> _Work to do_
Copy, from the entries below, each line in which the string "React" appears.

[Stored items]
+---+
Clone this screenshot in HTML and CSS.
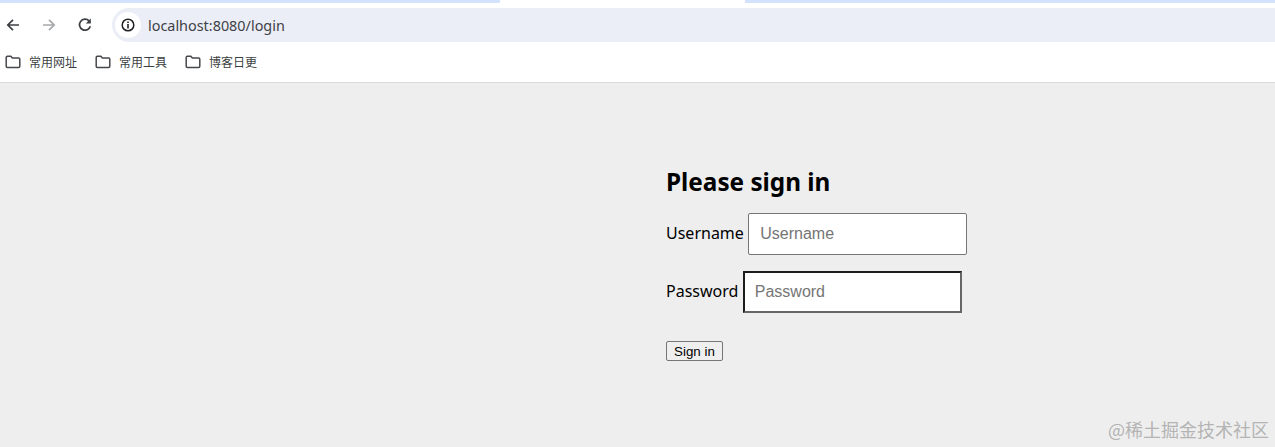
FILE: index.html
```html
<!DOCTYPE html>
<html lang="zh-CN">
<head>
  <meta charset="UTF-8">
  <title>Please sign in</title>
  <link rel="stylesheet" href="styles.css">
</head>
<body>
  <div class="tabstrip">
    <div class="tab_side tab_left"></div>
    <div class="tab_active"></div>
    <div class="tab_side tab_right"></div>
  </div>

  <div class="toolbar">
    <div class="nav_btns">
      <svg class="nav_icon" viewBox="0 0 16 16"><path d="M14 8H3M8 2.8 2.8 8 8 13.2" fill="none" stroke="#3c3f43" stroke-width="1.7"/></svg>
      <svg class="nav_icon" viewBox="0 0 16 16"><path d="M2 8h11M8 2.8 13.2 8 8 13.2" fill="none" stroke="#a6a8ab" stroke-width="1.7"/></svg>
      <svg class="nav_icon" viewBox="0 0 16 16"><path d="M13.3 9.2A5.5 5.5 0 1 1 12 3.9" fill="none" stroke="#3c3f43" stroke-width="1.7"/><path d="M13.8 1.6v5h-5z" fill="#3c3f43"/></svg>
    </div>
    <div class="omnibox">
      <span class="site_info">
        <svg class="info_icon" viewBox="0 0 14 14"><circle cx="7" cy="7" r="5.8" fill="none" stroke="#202124" stroke-width="1.5"/><path d="M6.2 6h1.6v4.4H6.2zM6.2 3.4h1.6V5H6.2z" fill="#202124"/></svg>
      </span>
      <span class="url">localhost:8080/login</span>
    </div>
  </div>

  <div class="bookmarks">
    <div class="bm_item"><svg class="bm_icon" viewBox="0 0 16 14"><path d="M1.2 2.4c0-.7.5-1.2 1.2-1.2h3.4l1.6 1.9h6.2c.7 0 1.2.5 1.2 1.2v7c0 .7-.5 1.2-1.2 1.2H2.4c-.7 0-1.2-.5-1.2-1.2z" fill="none" stroke="#46484c" stroke-width="1.5"/></svg>常用网址</div>
    <div class="bm_item"><svg class="bm_icon" viewBox="0 0 16 14"><path d="M1.2 2.4c0-.7.5-1.2 1.2-1.2h3.4l1.6 1.9h6.2c.7 0 1.2.5 1.2 1.2v7c0 .7-.5 1.2-1.2 1.2H2.4c-.7 0-1.2-.5-1.2-1.2z" fill="none" stroke="#46484c" stroke-width="1.5"/></svg>常用工具</div>
    <div class="bm_item"><svg class="bm_icon" viewBox="0 0 16 14"><path d="M1.2 2.4c0-.7.5-1.2 1.2-1.2h3.4l1.6 1.9h6.2c.7 0 1.2.5 1.2 1.2v7c0 .7-.5 1.2-1.2 1.2H2.4c-.7 0-1.2-.5-1.2-1.2z" fill="none" stroke="#46484c" stroke-width="1.5"/></svg>博客日更</div>
  </div>

  <div class="page">
    <form class="signin">
      <h2 class="signin_title">Please sign in</h2>
      <p class="row">
        <label class="lbl" for="username">Username</label>
        <input class="field" type="text" id="username" placeholder="Username">
      </p>
      <p class="row">
        <label class="lbl" for="password">Password</label>
        <input class="field field_focus" type="password" id="password" placeholder="Password">
      </p>
      <button class="submit" type="button">Sign in</button>
    </form>
    <div class="watermark">@稀土掘金技术社区</div>
  </div>
</body>
</html>
```

FILE: styles.css
```css
html, body {
  margin: 0;
  padding: 0;
  height: 447px;
  overflow: hidden;
}

body {
  background: #fff;
  font-family: "Noto Sans", "Noto Sans CJK SC", sans-serif;
  display: flex;
  flex-direction: column;
}

.tabstrip {
  display: flex;
  height: 3px;
}

.tab_side { background: #d3e3fd; }
.tab_left { width: 500px; }
.tab_active { width: 245px; background: #fff; }
.tab_right { flex: 1; }

.toolbar {
  display: flex;
  height: 39px;
  padding-top: 5px;
  box-sizing: border-box;
}

.nav_btns {
  display: flex;
  gap: 20px;
  width: 112px;
  padding: 9px 0 0 5px;
  box-sizing: border-box;
}

.nav_icon {
  width: 16px;
  height: 16px;
}

.omnibox {
  flex: 1;
  display: flex;
  align-items: center;
  background: #ebeef7;
  border-radius: 17px 0 0 17px;
  height: 34px;
}

.site_info {
  display: flex;
  align-items: center;
  justify-content: center;
  width: 26px;
  height: 26px;
  margin-left: 3px;
  background: #fff;
  border-radius: 50%;
}

.info_icon {
  width: 14px;
  height: 14px;
}

.url {
  margin-left: 7px;
  font-family: "Noto Sans", sans-serif;
  font-size: 14.4px;
  color: #3f4246;
}

.bookmarks {
  display: flex;
  gap: 18px;
  align-items: center;
  height: 41px;
  padding: 0 0 1px 5px;
  box-sizing: border-box;
  border-bottom: 1px solid #dadada;
}

.bm_item {
  display: flex;
  align-items: center;
  gap: 8px;
  font-family: "Noto Sans CJK SC", sans-serif;
  font-size: 12px;
  color: #3c3f43;
}

.bm_icon {
  width: 16px;
  height: 14px;
}

.page {
  position: relative;
  flex: 1;
  background: #eee;
  padding: 81px 0 0 666px;
  color: #000;
}

.signin_title {
  margin: 0 0 13px;
  font-size: 24.3px;
  line-height: 36px;
  font-weight: 700;
}

.row {
  display: flex;
  align-items: center;
  margin: 0 0 16px;
  height: 42px;
}

.lbl {
  font-size: 16px;
  line-height: 40px;
  align-self: flex-start;
  margin-right: 4.4px;
}

.field {
  width: 219px;
  height: 42px;
  box-sizing: border-box;
  padding: 0 11px;
  background: #fff;
  border: 1px solid #767676;
  border-radius: 2px;
  font-family: "Liberation Sans", sans-serif;
  font-size: 16px;
}

.field::placeholder { color: #757575; }

.field_focus {
  padding: 0 10px;
  border: 2px solid #1c1c1c;
  border-right-color: #666;
  border-bottom-color: #666;
  border-radius: 0;
}

.submit {
  display: block;
  width: 57px;
  height: 20px;
  margin-top: 28px;
  padding: 0;
  background: #efefef;
  border: 1px solid #767676;
  border-radius: 2px;
  font-family: "Liberation Sans", sans-serif;
  font-size: 13.33px;
  color: #000;
}

.watermark {
  position: absolute;
  right: 6px;
  bottom: 5px;
  font-family: "Noto Sans CJK SC", sans-serif;
  font-size: 18px;
  line-height: 26px;
  color: #b4b4b4;
}
```
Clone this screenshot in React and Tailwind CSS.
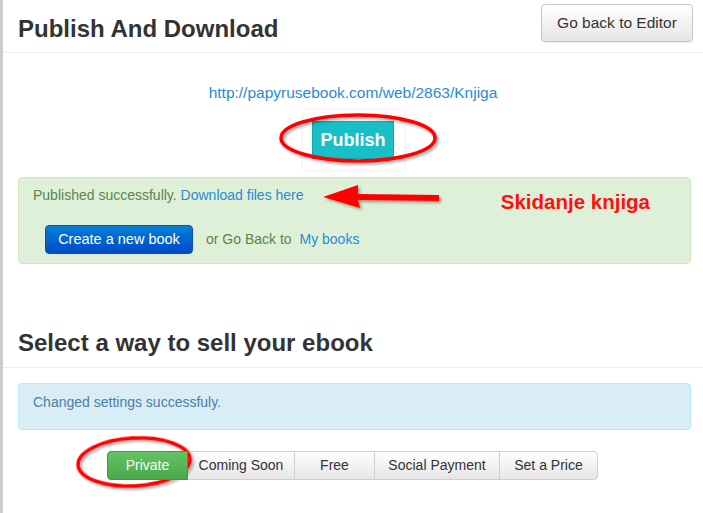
import React from "react";

const SellButton = ({ label, width, active }) => (
  <button
    className={`h-[29px] text-[14px] border -ml-px first:ml-0 first:rounded-l-[4px] last:rounded-r-[4px] ${
      active
        ? "bg-gradient-to-b from-[#62c462] to-[#4aa84a] border-[#3f9a3f] text-white relative z-10"
        : "bg-gradient-to-b from-white to-[#e6e6e6] border-[#cfcfcf] text-[#333]"
    }`}
    style={{ width }}
  >
    {label}
  </button>
);

export default function App() {
  const options = [
    { label: "Private", width: 81, active: true },
    { label: "Coming Soon", width: 108 },
    { label: "Free", width: 81 },
    { label: "Social Payment", width: 126 },
    { label: "Set a Price", width: 99 },
  ];

  return (
    <div className="relative w-[703px] h-[513px] overflow-hidden bg-white border-l-[3px] border-[#cccccc] font-['Liberation_Sans',Arial,sans-serif] text-[#333]">
      {/* header */}
      <div className="flex justify-between items-start h-[53px] border-b border-[#eeeeee] pl-[15px] pr-[10px]">
        <h1 className="mt-[16px] text-[24px] leading-[26px] font-bold text-[#333]">Publish And Download</h1>
        <button className="mt-[4px] h-[38px] w-[152px] text-[15.5px] text-[#333] rounded-[4px] border border-[#c8c8c8] bg-gradient-to-b from-white to-[#e6e6e6] shadow-[0_1px_1px_rgba(0,0,0,0.08)]">
          Go back to Editor
        </button>
      </div>

      <div className="flex flex-col items-center">
        <a className="mt-[30px] text-[15.5px] leading-[20px] text-[#2a8ad3]">http://papyrusebook.com/web/2863/Knjiga</a>
        <div className="mt-[7px] w-[101px] h-[60px] flex items-center justify-center bg-white shadow-[0_0_3px_rgba(0,0,0,0.12)]">
          <button className="w-[82px] h-[38px] bg-[#18bfc6] border border-[#15a9ae] text-white font-bold text-[18px]">
            Publish
          </button>
        </div>
      </div>

      {/* success alert */}
      <div className="ml-[15px] mr-[12px] mt-[7px] h-[87px] rounded-[4px] bg-[#dff0d8] border border-[#d2e6c4] pl-[14px] pt-[7px]">
        <div className="flex items-start pr-[40px]">
          <p className="text-[14px] leading-[20px] text-[#5a8450]">
            Published successfully. <a className="text-[#2a8ad3]">Download files here</a>
          </p>
          <span className="ml-auto mt-[5px] text-[20.5px] leading-[24px] font-bold text-[#ff1010]">Skidanje knjiga</span>
        </div>
        <div className="flex items-center mt-[11px] pl-[12px] gap-[13px]">
          <button className="w-[148px] h-[29px] rounded-[4px] text-white text-[14.5px] bg-gradient-to-b from-[#0a7fd6] to-[#0049c8] border border-[#0a4fb5]">
            Create a new book
          </button>
          <span className="text-[14px] text-[#5a8450]">
            or Go Back to <a className="ml-[4px] text-[#2a8ad3]">My books</a>
          </span>
        </div>
      </div>

      {/* sell section */}
      <h2 className="mt-[66px] pl-[15px] text-[24px] leading-[26px] font-bold text-[#333]">Select a way to sell your ebook</h2>
      <div className="mt-[11px] border-b border-[#eeeeee]" />

      <div className="ml-[15px] mr-[12px] mt-[15px] h-[47px] rounded-[4px] bg-[#d9edf7] border border-[#bce8f1] pl-[14px] pt-[8px]">
        <p className="text-[14px] leading-[20px] text-[#4a7fa3]">Changed settings successfuly.</p>
      </div>

      <div className="mt-[21px] ml-[104px] flex">
        {options.map((o) => (
          <SellButton key={o.label} {...o} />
        ))}
      </div>

      {/* annotations drawn over the page */}
      <svg className="absolute left-[-3px] top-0 pointer-events-none" width="703" height="513">
        <defs>
          <filter id="sh" x="-20%" y="-40%" width="140%" height="180%">
            <feDropShadow dx="2" dy="2" stdDeviation="1.5" floodColor="#000" floodOpacity="0.35" />
          </filter>
        </defs>
        <ellipse cx="358" cy="138" rx="77" ry="23" fill="none" stroke="#ff0000" strokeWidth="3.5" filter="url(#sh)" />
        <ellipse cx="134" cy="462" rx="56" ry="24" fill="none" stroke="#ff0000" strokeWidth="3.5" filter="url(#sh)" transform="rotate(-3 134 462)" />
        <polygon
          points="323,197 358,185 358,194 439,195 439,201 358,200 360,208"
          fill="#ff0000"
          filter="url(#sh)"
        />
      </svg>
    </div>
  );
}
+---+
> _Finished task_
Clone this screenshot in React and Tailwind CSS.
import React from "react";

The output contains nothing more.